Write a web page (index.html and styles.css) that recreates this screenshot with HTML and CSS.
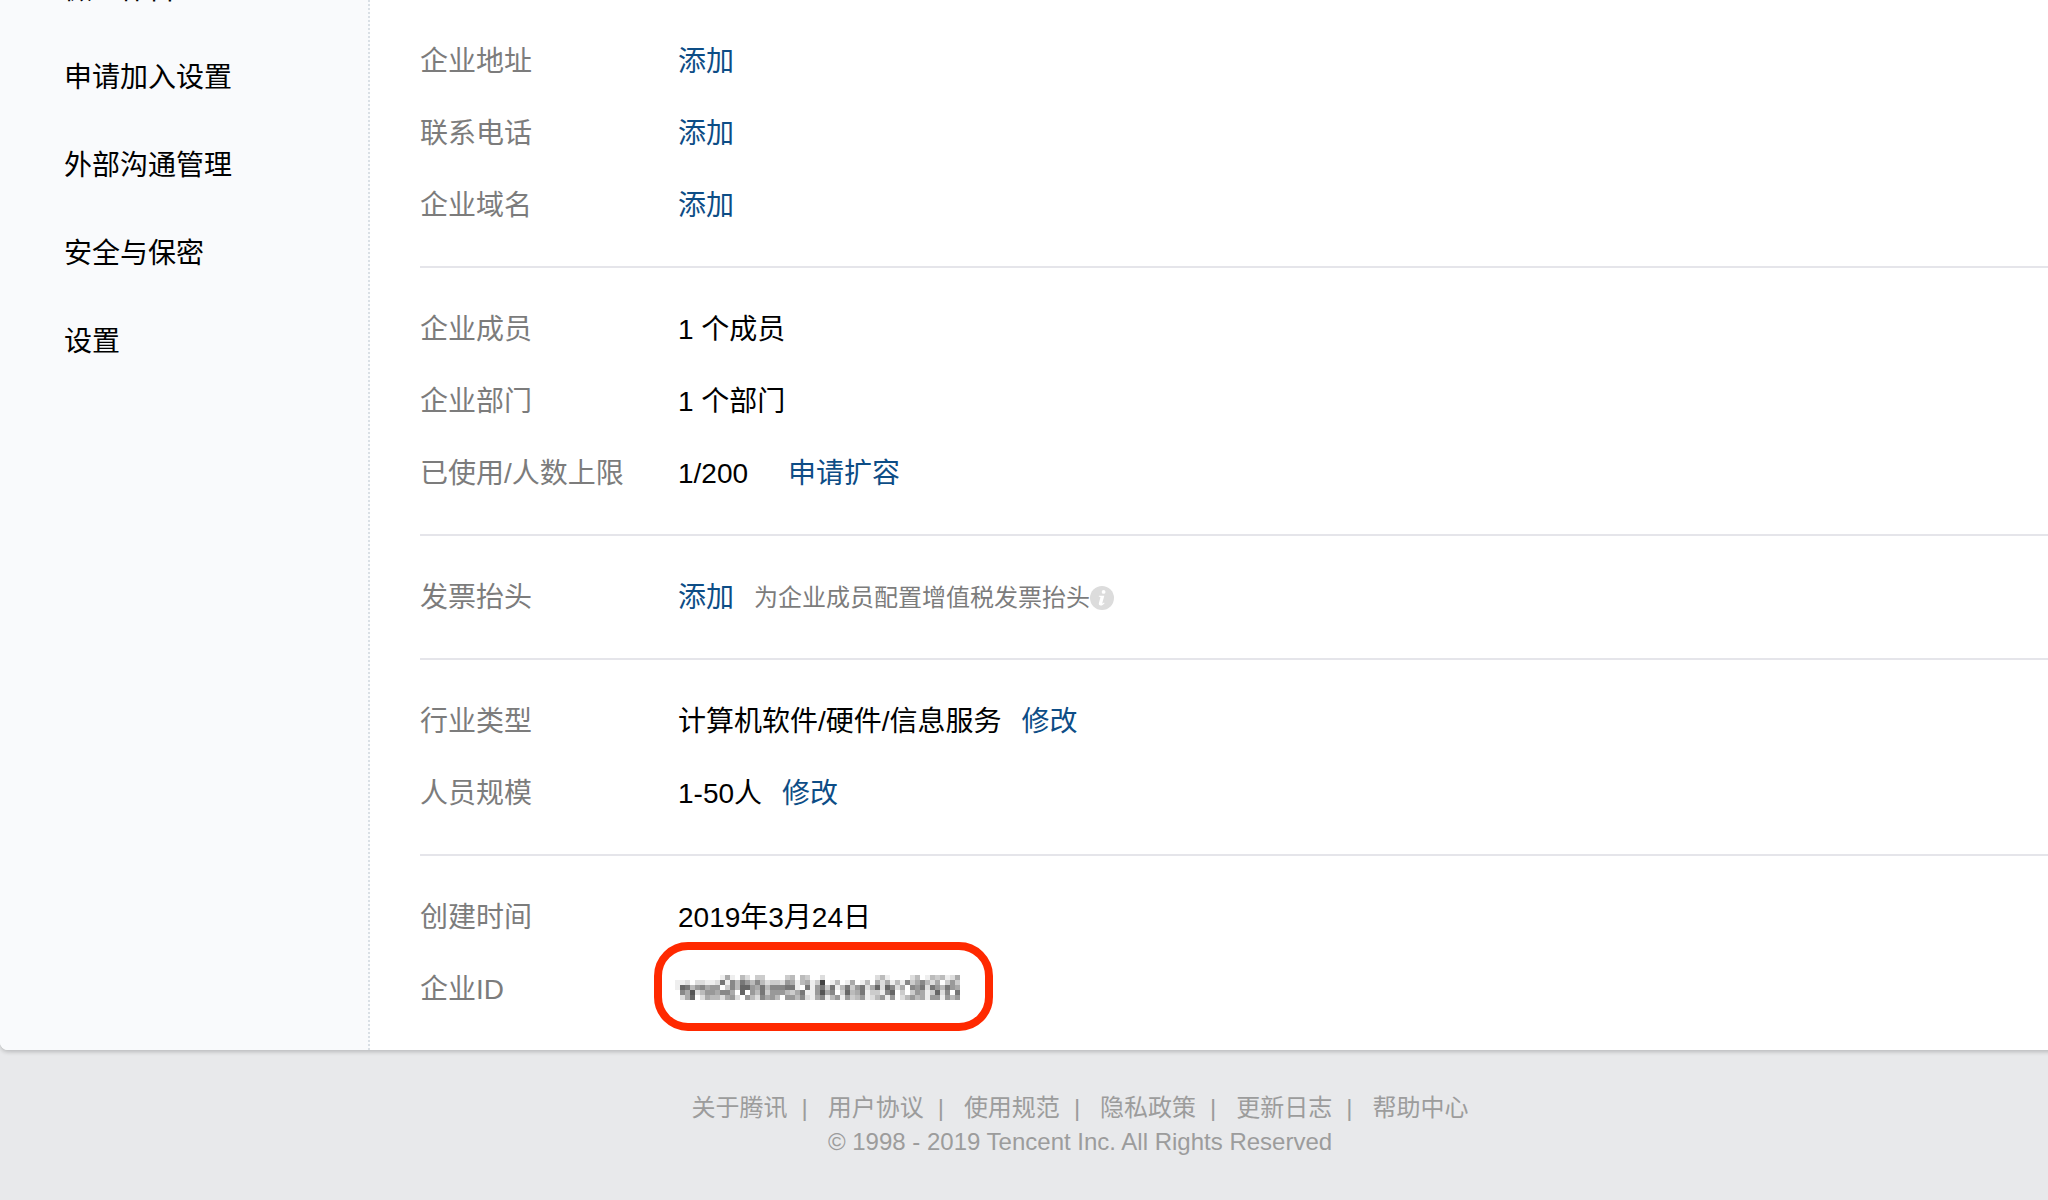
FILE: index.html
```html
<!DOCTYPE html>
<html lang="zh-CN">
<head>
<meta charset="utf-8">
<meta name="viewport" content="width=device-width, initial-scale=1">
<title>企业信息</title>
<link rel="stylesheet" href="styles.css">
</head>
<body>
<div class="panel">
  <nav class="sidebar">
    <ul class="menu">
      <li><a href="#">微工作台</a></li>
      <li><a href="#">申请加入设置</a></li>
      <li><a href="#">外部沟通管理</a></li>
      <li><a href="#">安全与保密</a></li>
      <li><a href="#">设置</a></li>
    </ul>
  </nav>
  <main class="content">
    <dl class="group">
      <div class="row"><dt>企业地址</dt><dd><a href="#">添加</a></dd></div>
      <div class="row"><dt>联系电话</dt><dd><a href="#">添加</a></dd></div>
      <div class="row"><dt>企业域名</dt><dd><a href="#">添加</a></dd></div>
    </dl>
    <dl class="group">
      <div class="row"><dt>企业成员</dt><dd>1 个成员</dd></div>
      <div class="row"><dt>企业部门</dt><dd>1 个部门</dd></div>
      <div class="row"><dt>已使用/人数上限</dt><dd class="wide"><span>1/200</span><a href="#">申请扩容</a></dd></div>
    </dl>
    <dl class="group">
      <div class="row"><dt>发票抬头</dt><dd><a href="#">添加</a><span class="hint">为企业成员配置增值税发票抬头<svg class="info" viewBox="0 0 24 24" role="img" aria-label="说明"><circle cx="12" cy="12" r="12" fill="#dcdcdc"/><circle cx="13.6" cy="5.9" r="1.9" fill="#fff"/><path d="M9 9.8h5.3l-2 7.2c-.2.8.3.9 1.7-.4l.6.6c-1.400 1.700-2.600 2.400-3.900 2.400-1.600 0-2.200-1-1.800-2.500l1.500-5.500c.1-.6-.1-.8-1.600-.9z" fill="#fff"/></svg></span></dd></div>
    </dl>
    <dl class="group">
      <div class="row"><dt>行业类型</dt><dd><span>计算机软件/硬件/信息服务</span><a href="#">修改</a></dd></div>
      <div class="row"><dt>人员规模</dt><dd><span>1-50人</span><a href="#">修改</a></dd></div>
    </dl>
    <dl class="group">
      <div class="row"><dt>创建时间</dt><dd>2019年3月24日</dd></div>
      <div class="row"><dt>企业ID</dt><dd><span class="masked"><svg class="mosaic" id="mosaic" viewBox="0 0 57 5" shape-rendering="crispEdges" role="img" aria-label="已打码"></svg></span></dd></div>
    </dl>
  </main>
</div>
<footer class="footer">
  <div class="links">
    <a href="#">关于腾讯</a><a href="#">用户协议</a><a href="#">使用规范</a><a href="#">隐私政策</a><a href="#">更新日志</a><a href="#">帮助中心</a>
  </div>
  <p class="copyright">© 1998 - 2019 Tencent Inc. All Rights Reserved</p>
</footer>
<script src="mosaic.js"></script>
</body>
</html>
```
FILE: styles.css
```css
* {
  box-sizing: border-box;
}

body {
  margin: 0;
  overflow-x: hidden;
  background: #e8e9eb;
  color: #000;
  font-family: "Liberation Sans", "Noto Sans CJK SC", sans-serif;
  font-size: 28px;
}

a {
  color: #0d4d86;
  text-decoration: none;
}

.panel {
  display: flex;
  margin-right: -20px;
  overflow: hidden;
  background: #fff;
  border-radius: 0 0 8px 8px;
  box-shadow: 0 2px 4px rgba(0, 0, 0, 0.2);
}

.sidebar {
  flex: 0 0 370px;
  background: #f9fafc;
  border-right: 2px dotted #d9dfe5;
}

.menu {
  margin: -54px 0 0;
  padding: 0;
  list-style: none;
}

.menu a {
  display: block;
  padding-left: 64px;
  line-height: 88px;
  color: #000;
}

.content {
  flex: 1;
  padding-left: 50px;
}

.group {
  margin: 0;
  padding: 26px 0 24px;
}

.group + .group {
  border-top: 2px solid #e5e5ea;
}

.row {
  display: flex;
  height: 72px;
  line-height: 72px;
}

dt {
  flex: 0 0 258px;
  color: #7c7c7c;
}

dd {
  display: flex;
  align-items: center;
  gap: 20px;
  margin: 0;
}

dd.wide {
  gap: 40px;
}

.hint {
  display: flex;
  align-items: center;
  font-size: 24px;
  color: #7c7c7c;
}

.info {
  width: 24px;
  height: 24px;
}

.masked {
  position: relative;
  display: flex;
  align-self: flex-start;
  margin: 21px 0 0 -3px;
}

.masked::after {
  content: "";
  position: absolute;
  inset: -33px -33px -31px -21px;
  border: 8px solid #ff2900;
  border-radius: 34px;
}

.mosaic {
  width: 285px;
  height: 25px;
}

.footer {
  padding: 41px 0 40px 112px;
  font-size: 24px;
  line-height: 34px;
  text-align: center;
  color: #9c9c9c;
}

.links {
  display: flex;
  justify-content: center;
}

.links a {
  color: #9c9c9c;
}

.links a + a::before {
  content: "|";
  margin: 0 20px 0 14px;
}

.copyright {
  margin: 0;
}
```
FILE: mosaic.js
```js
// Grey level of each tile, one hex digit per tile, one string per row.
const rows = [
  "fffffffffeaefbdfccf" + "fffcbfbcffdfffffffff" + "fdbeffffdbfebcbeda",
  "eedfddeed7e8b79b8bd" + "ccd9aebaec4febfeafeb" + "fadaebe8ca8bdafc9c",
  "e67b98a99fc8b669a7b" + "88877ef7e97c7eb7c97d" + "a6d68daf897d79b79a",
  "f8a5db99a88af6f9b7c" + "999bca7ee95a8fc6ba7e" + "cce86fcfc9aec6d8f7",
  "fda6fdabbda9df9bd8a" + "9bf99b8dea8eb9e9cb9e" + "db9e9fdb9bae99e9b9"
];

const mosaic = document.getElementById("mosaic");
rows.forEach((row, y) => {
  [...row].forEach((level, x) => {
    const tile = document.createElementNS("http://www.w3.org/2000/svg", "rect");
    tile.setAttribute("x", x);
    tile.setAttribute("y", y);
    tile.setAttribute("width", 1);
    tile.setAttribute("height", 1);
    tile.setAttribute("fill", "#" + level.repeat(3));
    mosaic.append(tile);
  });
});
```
--
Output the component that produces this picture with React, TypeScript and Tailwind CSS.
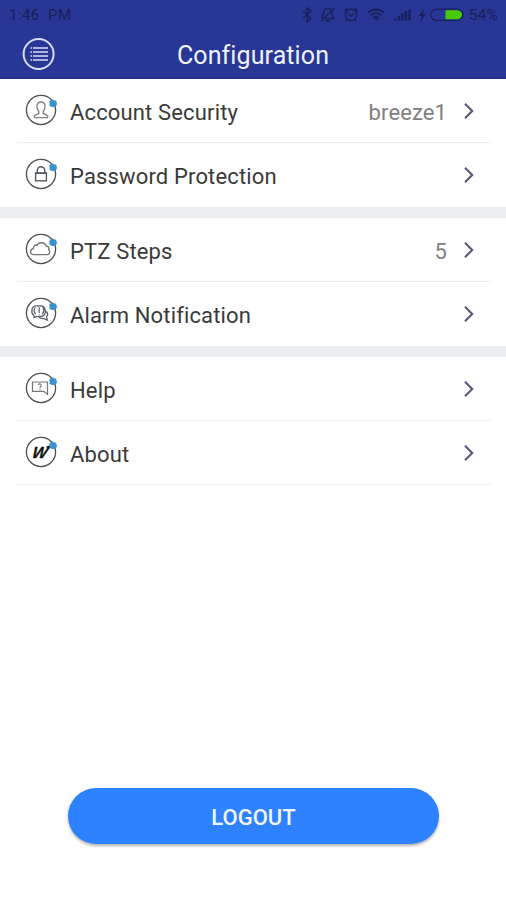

### What is being asked
Filter out all lines lacking the word "that" and copy the rest.

### Output for this exercise
Write a web page (index.html and styles.css) that recreates this screenshot with HTML and CSS.
Output the component that produces this picture with React, TypeScript and Tailwind CSS.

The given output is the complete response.